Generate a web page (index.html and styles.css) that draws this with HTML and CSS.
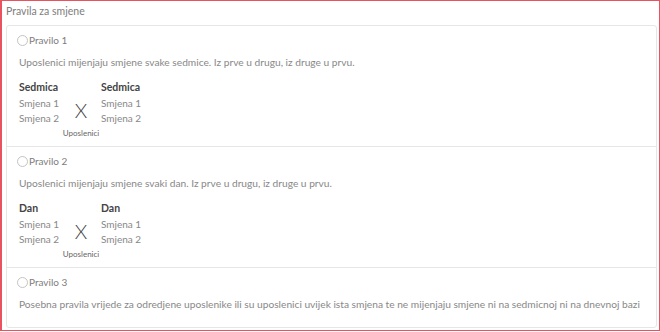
FILE: index.html
```html
<!DOCTYPE html>
<html lang="bs">
<head>
    <meta charset="UTF-8">
    <meta name="viewport" content="width=device-width, initial-scale=1.0">
    <title>Pravila za smjene</title>
    <link rel="stylesheet" href="styles.css">
</head>
<body>
    <div class="panel">
        <div class="panel-title">Pravila za smjene</div>

        <div class="rules">
            <div class="rule">
                <label class="rule-label"><span class="radio"></span>Pravilo 1</label>
                <p class="rule-desc">Uposlenici mijenjaju smjene svake sedmice. Iz prve u drugu, iz druge u prvu.</p>
                <div class="swap">
                    <div class="swap-col">
                        <div class="swap-head">Sedmica</div>
                        <div>Smjena 1</div>
                        <div>Smjena 2</div>
                    </div>
                    <div class="swap-mid">
                        <div class="swap-x">X</div>
                        <div class="swap-note">Uposlenici</div>
                    </div>
                    <div class="swap-col">
                        <div class="swap-head">Sedmica</div>
                        <div>Smjena 1</div>
                        <div>Smjena 2</div>
                    </div>
                </div>
            </div>

            <div class="rule">
                <label class="rule-label"><span class="radio"></span>Pravilo 2</label>
                <p class="rule-desc">Uposlenici mijenjaju smjene svaki dan. Iz prve u drugu, iz druge u prvu.</p>
                <div class="swap">
                    <div class="swap-col">
                        <div class="swap-head">Dan</div>
                        <div>Smjena 1</div>
                        <div>Smjena 2</div>
                    </div>
                    <div class="swap-mid">
                        <div class="swap-x">X</div>
                        <div class="swap-note">Uposlenici</div>
                    </div>
                    <div class="swap-col">
                        <div class="swap-head">Dan</div>
                        <div>Smjena 1</div>
                        <div>Smjena 2</div>
                    </div>
                </div>
            </div>

            <div class="rule rule-last">
                <label class="rule-label"><span class="radio"></span>Pravilo 3</label>
                <p class="rule-desc">Posebna pravila vrijede za odredjene uposlenike ili su uposlenici uvijek ista smjena te ne mijenjaju smjene ni na sedmicnoj ni na dnevnoj bazi</p>
            </div>
        </div>
    </div>
</body>
</html>
```

FILE: styles.css
```css
body {
    margin: 0;
    font-family: Lato, "Open Sans", Arial, sans-serif;
    color: #888;
    background: #fff;
}

.panel {
    width: 653px;
    height: 329px;
    border: 1px solid #e8535f;
    border-left-width: 2px;
    border-right-width: 2px;
    padding: 0 0 0 4px;
}

.panel-title {
    height: 24px;
    line-height: 20px;
    font-size: 10.5px;
    color: #7d7d7d;
}

.rules {
    border: 1px solid #e6e6e6;
    border-radius: 3px;
    height: 301px;
    margin-right: 2px;
}

.rule {
    height: 120px;
    border-bottom: 1px solid #e6e6e6;
    padding: 0 12px;
}

.rule-last {
    border-bottom: none;
    height: auto;
}

.rule-label {
    display: flex;
    align-items: center;
    height: 28px;
    font-size: 10px;
    color: #7d7d7d;
    margin-left: -2px;
}

.radio {
    width: 9px;
    height: 9px;
    border: 1px solid #c4c4c4;
    border-radius: 50%;
    margin-right: 1px;
}

.rule-desc {
    margin: 0;
    height: 26px;
    line-height: 16px;
    font-size: 10.2px;
    white-space: nowrap;
}

.swap {
    display: flex;
    font-size: 10px;
    line-height: 15.7px;
}

.swap-col {
    display: flex;
    flex-direction: column;
}

.swap-col:first-child {
    width: 56px;
}

.swap-head {
    font-weight: 700;
    font-size: 10.5px;
    color: #444;
}

.swap-mid {
    width: 12px;
    margin-right: 14px;
    display: flex;
    flex-direction: column;
    align-items: center;
    padding-top: 19px;
}

.swap-x {
    font-size: 20px;
    font-weight: 300;
    line-height: 22px;
    color: #444;
}

.swap-note {
    margin-top: 6px;
    font-size: 8px;
    line-height: 12px;
    color: #666;
    white-space: nowrap;
}
```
◆ ◆ ◆
EXERCISE DETAILS = In the copy, include no pictures; restate the listing above exactly.

SOLUTION TO THIS EXERCISE =
Generate a web page (index.html and styles.css) that draws this with HTML and CSS.
FILE: index.html
```html
<!DOCTYPE html>
<html lang="bs">
<head>
    <meta charset="UTF-8">
    <meta name="viewport" content="width=device-width, initial-scale=1.0">
    <title>Pravila za smjene</title>
    <link rel="stylesheet" href="styles.css">
</head>
<body>
    <div class="panel">
        <div class="panel-title">Pravila za smjene</div>

        <div class="rules">
            <div class="rule">
                <label class="rule-label"><span class="radio"></span>Pravilo 1</label>
                <p class="rule-desc">Uposlenici mijenjaju smjene svake sedmice. Iz prve u drugu, iz druge u prvu.</p>
                <div class="swap">
                    <div class="swap-col">
                        <div class="swap-head">Sedmica</div>
                        <div>Smjena 1</div>
                        <div>Smjena 2</div>
                    </div>
                    <div class="swap-mid">
                        <div class="swap-x">X</div>
                        <div class="swap-note">Uposlenici</div>
                    </div>
                    <div class="swap-col">
                        <div class="swap-head">Sedmica</div>
                        <div>Smjena 1</div>
                        <div>Smjena 2</div>
                    </div>
                </div>
            </div>

            <div class="rule">
                <label class="rule-label"><span class="radio"></span>Pravilo 2</label>
                <p class="rule-desc">Uposlenici mijenjaju smjene svaki dan. Iz prve u drugu, iz druge u prvu.</p>
                <div class="swap">
                    <div class="swap-col">
                        <div class="swap-head">Dan</div>
                        <div>Smjena 1</div>
                        <div>Smjena 2</div>
                    </div>
                    <div class="swap-mid">
                        <div class="swap-x">X</div>
                        <div class="swap-note">Uposlenici</div>
                    </div>
                    <div class="swap-col">
                        <div class="swap-head">Dan</div>
                        <div>Smjena 1</div>
                        <div>Smjena 2</div>
                    </div>
                </div>
            </div>

            <div class="rule rule-last">
                <label class="rule-label"><span class="radio"></span>Pravilo 3</label>
                <p class="rule-desc">Posebna pravila vrijede za odredjene uposlenike ili su uposlenici uvijek ista smjena te ne mijenjaju smjene ni na sedmicnoj ni na dnevnoj bazi</p>
            </div>
        </div>
    </div>
</body>
</html>
```

FILE: styles.css
```css
body {
    margin: 0;
    font-family: Lato, "Open Sans", Arial, sans-serif;
    color: #888;
    background: #fff;
}

.panel {
    width: 653px;
    height: 329px;
    border: 1px solid #e8535f;
    border-left-width: 2px;
    border-right-width: 2px;
    padding: 0 0 0 4px;
}

.panel-title {
    height: 24px;
    line-height: 20px;
    font-size: 10.5px;
    color: #7d7d7d;
}

.rules {
    border: 1px solid #e6e6e6;
    border-radius: 3px;
    height: 301px;
    margin-right: 2px;
}

.rule {
    height: 120px;
    border-bottom: 1px solid #e6e6e6;
    padding: 0 12px;
}

.rule-last {
    border-bottom: none;
    height: auto;
}

.rule-label {
    display: flex;
    align-items: center;
    height: 28px;
    font-size: 10px;
    color: #7d7d7d;
    margin-left: -2px;
}

.radio {
    width: 9px;
    height: 9px;
    border: 1px solid #c4c4c4;
    border-radius: 50%;
    margin-right: 1px;
}

.rule-desc {
    margin: 0;
    height: 26px;
    line-height: 16px;
    font-size: 10.2px;
    white-space: nowrap;
}

.swap {
    display: flex;
    font-size: 10px;
    line-height: 15.7px;
}

.swap-col {
    display: flex;
    flex-direction: column;
}

.swap-col:first-child {
    width: 56px;
}

.swap-head {
    font-weight: 700;
    font-size: 10.5px;
    color: #444;
}

.swap-mid {
    width: 12px;
    margin-right: 14px;
    display: flex;
    flex-direction: column;
    align-items: center;
    padding-top: 19px;
}

.swap-x {
    font-size: 20px;
    font-weight: 300;
    line-height: 22px;
    color: #444;
}

.swap-note {
    margin-top: 6px;
    font-size: 8px;
    line-height: 12px;
    color: #666;
    white-space: nowrap;
}
```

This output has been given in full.